### The request
Skip the pictures and extract all of the lines exactly as written.

══ Material provided

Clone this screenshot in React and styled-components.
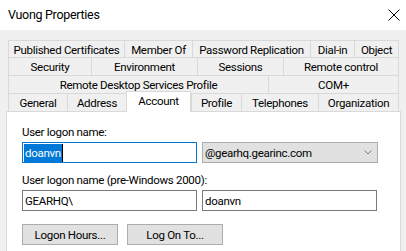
import React from 'react';
import styled, { createGlobalStyle } from 'styled-components';

const GlobalStyle = createGlobalStyle`
  html, body {
    margin: 0;
    padding: 0;
    background: #f0f0f0;
    overflow: hidden;
  }
  body {
    font-family: "Segoe UI", Roboto, "Liberation Sans", Arial, sans-serif;
    font-size: 12px;
    letter-spacing: -0.3px;
    color: #000000;
  }
`;

const Window = styled.div`
  width: 406px;
  height: 251px;
  display: flex;
  flex-direction: column;
  background: #f0f0f0;
  overflow: hidden;
`;

const TitleBar = styled.div`
  height: 30px;
  flex: 0 0 30px;
  display: flex;
  align-items: center;
  justify-content: space-between;
  background: #ffffff;
  padding: 0 6px 0 8px;
  box-sizing: border-box;
`;

const Title = styled.span`
  font-size: 12.5px;
  color: #000000;
  padding-bottom: 1px;
`;

const Body = styled.div`
  flex: 1;
  display: flex;
  flex-direction: column;
  padding: 10px 5px 0 6px;
`;

const TabStrip = styled.div`
  display: flex;
  flex-direction: column;
  margin: 0 2px;
`;

const TabRow = styled.div`
  display: flex;
  height: ${props => props.h}px;
`;

const Tab = styled.div`
  box-sizing: border-box;
  flex: ${props => (props.w ? `0 0 ${props.w}px` : '1 1 0')};
  display: flex;
  align-items: center;
  justify-content: center;
  border-top: 1px solid #d9d9d9;
  border-left: 1px solid #d9d9d9;
  border-right: ${props => (props.last ? '1px solid #d9d9d9' : 'none')};
  background: #f0f0f0;
  white-space: nowrap;
  font-size: 11.5px;
  padding-top: 1px;
`;

const ActiveTab = styled(Tab)`
  position: relative;
  z-index: 1;
  background: #ffffff;
  border-right: 1px solid #d9d9d9;
  margin-top: -2px;
  height: 21px;
  align-items: flex-start;
  padding-top: 2px;
`;

const Panel = styled.div`
  flex: 1;
  background: #ffffff;
  border: 1px solid #d9d9d9;
  border-bottom: none;
  padding: 13px 0 0 15px;
  display: flex;
  flex-direction: column;
`;

const Label = styled.div`
  height: 15px;
  line-height: 15px;
  margin-bottom: ${props => props.mb || 0}px;
  font-size: 11.5px;
`;

const FieldRow = styled.div`
  display: flex;
  gap: 5px;
  margin-bottom: ${props => props.mb || 0}px;
`;

const TextBox = styled.div`
  box-sizing: border-box;
  width: 175px;
  height: 21px;
  border: 1px solid ${props => (props.focused ? '#0078d7' : '#7a7a7a')};
  background: #ffffff;
  display: flex;
  align-items: center;
  padding: 0 1px;
  font-size: 11.5px;
`;

const Selected = styled.span`
  background: #0078d7;
  color: #ffffff;
  height: 18px;
  line-height: 18px;
  padding: 0 1px;
  border-right: 1px solid #000000;
`;

const Plain = styled.span`
  padding-left: 1px;
`;

const Combo = styled.div`
  box-sizing: border-box;
  width: 176px;
  height: 21px;
  border: 1px solid #adadad;
  background: #e1e1e1;
  display: flex;
  align-items: center;
  justify-content: space-between;
  padding: 0 5px 0 2px;
  font-size: 11.5px;
`;

const ButtonRow = styled.div`
  display: flex;
  gap: 9px;
`;

const Button = styled.div`
  box-sizing: border-box;
  width: 96px;
  height: 21px;
  border: 1px solid #adadad;
  background: #e1e1e1;
  display: flex;
  align-items: center;
  justify-content: center;
  font-size: 11.5px;
`;

const rows = [
  { h: 17, tabs: [['Published Certificates', 116], ['Member Of', 68], ['Password Replication', 118], ['Dial-in', 44], ['Object']] },
  { h: 18, tabs: [['Security', 83], ['Environment', 106], ['Sessions', 86], ['Remote control']] },
  { h: 18, tabs: [['Remote Desktop Services Profile', 260], ['COM+']] },
];

const bottomTabs = [['General', 59], ['Address', 59], ['Account', 65], ['Profile', 50], ['Telephones', 77], ['Organization']];

function CloseIcon() {
  return (
    <svg width="12" height="12" viewBox="0 0 12 12">
      <path d="M0.5 0.5 L11.5 11.5 M11.5 0.5 L0.5 11.5" stroke="#000" strokeWidth="1" fill="none" />
    </svg>
  );
}

function Chevron() {
  return (
    <svg width="8" height="5" viewBox="0 0 8 5">
      <path d="M0.5 0.5 L4 4 L7.5 0.5" stroke="#7a7a7a" strokeWidth="1" fill="none" />
    </svg>
  );
}

export default function App() {
  return (
    <Window>
      <GlobalStyle />
      <TitleBar>
        <Title>Vuong Properties</Title>
        <CloseIcon />
      </TitleBar>
      <Body>
        <TabStrip>
          {rows.map((row, i) => (
            <TabRow key={i} h={row.h}>
              {row.tabs.map(([name, w], j) => (
                <Tab key={name} w={w} last={j === row.tabs.length - 1}>{name}</Tab>
              ))}
            </TabRow>
          ))}
          <TabRow h={18}>
            {bottomTabs.map(([name, w], j) => (
              name === 'Account'
                ? <ActiveTab key={name} w={w}>{name}</ActiveTab>
                : <Tab key={name} w={w} last={j === bottomTabs.length - 1}>{name}</Tab>
            ))}
          </TabRow>
        </TabStrip>
        <Panel>
          <Label mb={2}>User logon name:</Label>
          <FieldRow mb={10}>
            <TextBox focused><Selected>doanvn</Selected></TextBox>
            <Combo>
              <span>@gearhq.gearinc.com</span>
              <Chevron />
            </Combo>
          </FieldRow>
          <Label mb={2}>User logon name (pre-Windows 2000):</Label>
          <FieldRow mb={13}>
            <TextBox><Plain>GEARHQ\</Plain></TextBox>
            <TextBox><Plain>doanvn</Plain></TextBox>
          </FieldRow>
          <ButtonRow>
            <Button>Logon Hours...</Button>
            <Button>Log On To...</Button>
          </ButtonRow>
        </Panel>
      </Body>
    </Window>
  );
}
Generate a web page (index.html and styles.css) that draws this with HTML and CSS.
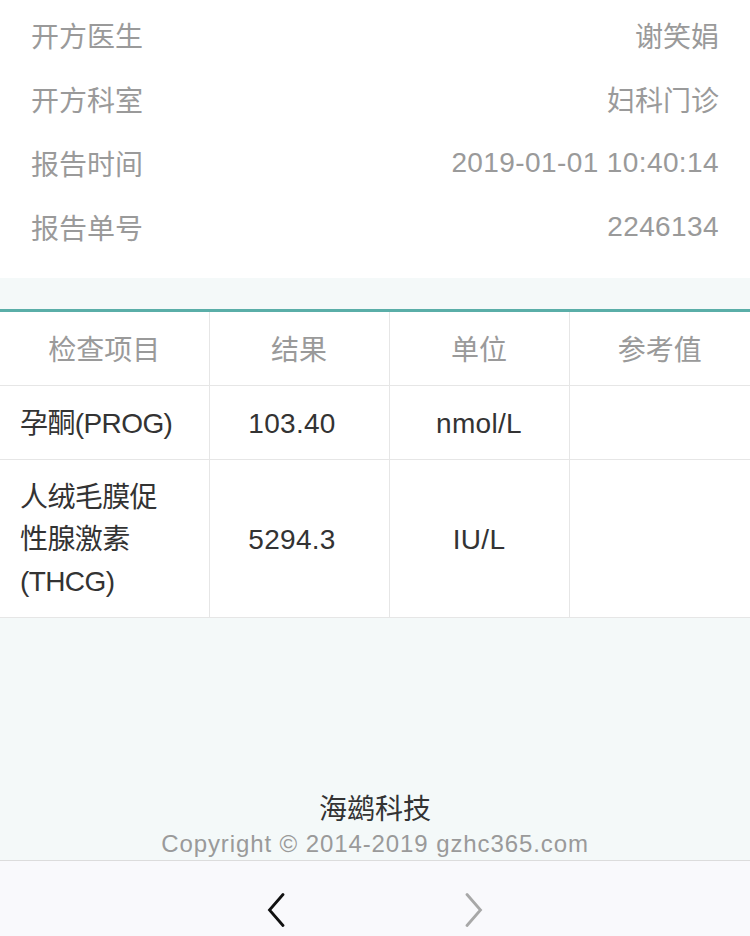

════

### The output
Clone this screenshot in React and styled-components.
import React from 'react';
import styled, { createGlobalStyle } from 'styled-components';

const GlobalStyle = createGlobalStyle`
  html, body {
    margin: 0;
    padding: 0;
    background: #f0f0f0;
    overflow: hidden;
  }
  body {
    font-family: "Segoe UI", Roboto, "Liberation Sans", Arial, sans-serif;
    font-size: 12px;
    letter-spacing: -0.3px;
    color: #000000;
  }
`;

const Window = styled.div`
  width: 406px;
  height: 251px;
  display: flex;
  flex-direction: column;
  background: #f0f0f0;
  overflow: hidden;
`;

const TitleBar = styled.div`
  height: 30px;
  flex: 0 0 30px;
  display: flex;
  align-items: center;
  justify-content: space-between;
  background: #ffffff;
  padding: 0 6px 0 8px;
  box-sizing: border-box;
`;

const Title = styled.span`
  font-size: 12.5px;
  color: #000000;
  padding-bottom: 1px;
`;

const Body = styled.div`
  flex: 1;
  display: flex;
  flex-direction: column;
  padding: 10px 5px 0 6px;
`;

const TabStrip = styled.div`
  display: flex;
  flex-direction: column;
  margin: 0 2px;
`;

const TabRow = styled.div`
  display: flex;
  height: ${props => props.h}px;
`;

const Tab = styled.div`
  box-sizing: border-box;
  flex: ${props => (props.w ? `0 0 ${props.w}px` : '1 1 0')};
  display: flex;
  align-items: center;
  justify-content: center;
  border-top: 1px solid #d9d9d9;
  border-left: 1px solid #d9d9d9;
  border-right: ${props => (props.last ? '1px solid #d9d9d9' : 'none')};
  background: #f0f0f0;
  white-space: nowrap;
  font-size: 11.5px;
  padding-top: 1px;
`;

const ActiveTab = styled(Tab)`
  position: relative;
  z-index: 1;
  background: #ffffff;
  border-right: 1px solid #d9d9d9;
  margin-top: -2px;
  height: 21px;
  align-items: flex-start;
  padding-top: 2px;
`;

const Panel = styled.div`
  flex: 1;
  background: #ffffff;
  border: 1px solid #d9d9d9;
  border-bottom: none;
  padding: 13px 0 0 15px;
  display: flex;
  flex-direction: column;
`;

const Label = styled.div`
  height: 15px;
  line-height: 15px;
  margin-bottom: ${props => props.mb || 0}px;
  font-size: 11.5px;
`;

const FieldRow = styled.div`
  display: flex;
  gap: 5px;
  margin-bottom: ${props => props.mb || 0}px;
`;

const TextBox = styled.div`
  box-sizing: border-box;
  width: 175px;
  height: 21px;
  border: 1px solid ${props => (props.focused ? '#0078d7' : '#7a7a7a')};
  background: #ffffff;
  display: flex;
  align-items: center;
  padding: 0 1px;
  font-size: 11.5px;
`;

const Selected = styled.span`
  background: #0078d7;
  color: #ffffff;
  height: 18px;
  line-height: 18px;
  padding: 0 1px;
  border-right: 1px solid #000000;
`;

const Plain = styled.span`
  padding-left: 1px;
`;

const Combo = styled.div`
  box-sizing: border-box;
  width: 176px;
  height: 21px;
  border: 1px solid #adadad;
  background: #e1e1e1;
  display: flex;
  align-items: center;
  justify-content: space-between;
  padding: 0 5px 0 2px;
  font-size: 11.5px;
`;

const ButtonRow = styled.div`
  display: flex;
  gap: 9px;
`;

const Button = styled.div`
  box-sizing: border-box;
  width: 96px;
  height: 21px;
  border: 1px solid #adadad;
  background: #e1e1e1;
  display: flex;
  align-items: center;
  justify-content: center;
  font-size: 11.5px;
`;

const rows = [
  { h: 17, tabs: [['Published Certificates', 116], ['Member Of', 68], ['Password Replication', 118], ['Dial-in', 44], ['Object']] },
  { h: 18, tabs: [['Security', 83], ['Environment', 106], ['Sessions', 86], ['Remote control']] },
  { h: 18, tabs: [['Remote Desktop Services Profile', 260], ['COM+']] },
];

const bottomTabs = [['General', 59], ['Address', 59], ['Account', 65], ['Profile', 50], ['Telephones', 77], ['Organization']];

function CloseIcon() {
  return (
    <svg width="12" height="12" viewBox="0 0 12 12">
      <path d="M0.5 0.5 L11.5 11.5 M11.5 0.5 L0.5 11.5" stroke="#000" strokeWidth="1" fill="none" />
    </svg>
  );
}

function Chevron() {
  return (
    <svg width="8" height="5" viewBox="0 0 8 5">
      <path d="M0.5 0.5 L4 4 L7.5 0.5" stroke="#7a7a7a" strokeWidth="1" fill="none" />
    </svg>
  );
}

export default function App() {
  return (
    <Window>
      <GlobalStyle />
      <TitleBar>
        <Title>Vuong Properties</Title>
        <CloseIcon />
      </TitleBar>
      <Body>
        <TabStrip>
          {rows.map((row, i) => (
            <TabRow key={i} h={row.h}>
              {row.tabs.map(([name, w], j) => (
                <Tab key={name} w={w} last={j === row.tabs.length - 1}>{name}</Tab>
              ))}
            </TabRow>
          ))}
          <TabRow h={18}>
            {bottomTabs.map(([name, w], j) => (
              name === 'Account'
                ? <ActiveTab key={name} w={w}>{name}</ActiveTab>
                : <Tab key={name} w={w} last={j === bottomTabs.length - 1}>{name}</Tab>
            ))}
          </TabRow>
        </TabStrip>
        <Panel>
          <Label mb={2}>User logon name:</Label>
          <FieldRow mb={10}>
            <TextBox focused><Selected>doanvn</Selected></TextBox>
            <Combo>
              <span>@gearhq.gearinc.com</span>
              <Chevron />
            </Combo>
          </FieldRow>
          <Label mb={2}>User logon name (pre-Windows 2000):</Label>
          <FieldRow mb={13}>
            <TextBox><Plain>GEARHQ\</Plain></TextBox>
            <TextBox><Plain>doanvn</Plain></TextBox>
          </FieldRow>
          <ButtonRow>
            <Button>Logon Hours...</Button>
            <Button>Log On To...</Button>
          </ButtonRow>
        </Panel>
      </Body>
    </Window>
  );
}
Generate a web page (index.html and styles.css) that draws this with HTML and CSS.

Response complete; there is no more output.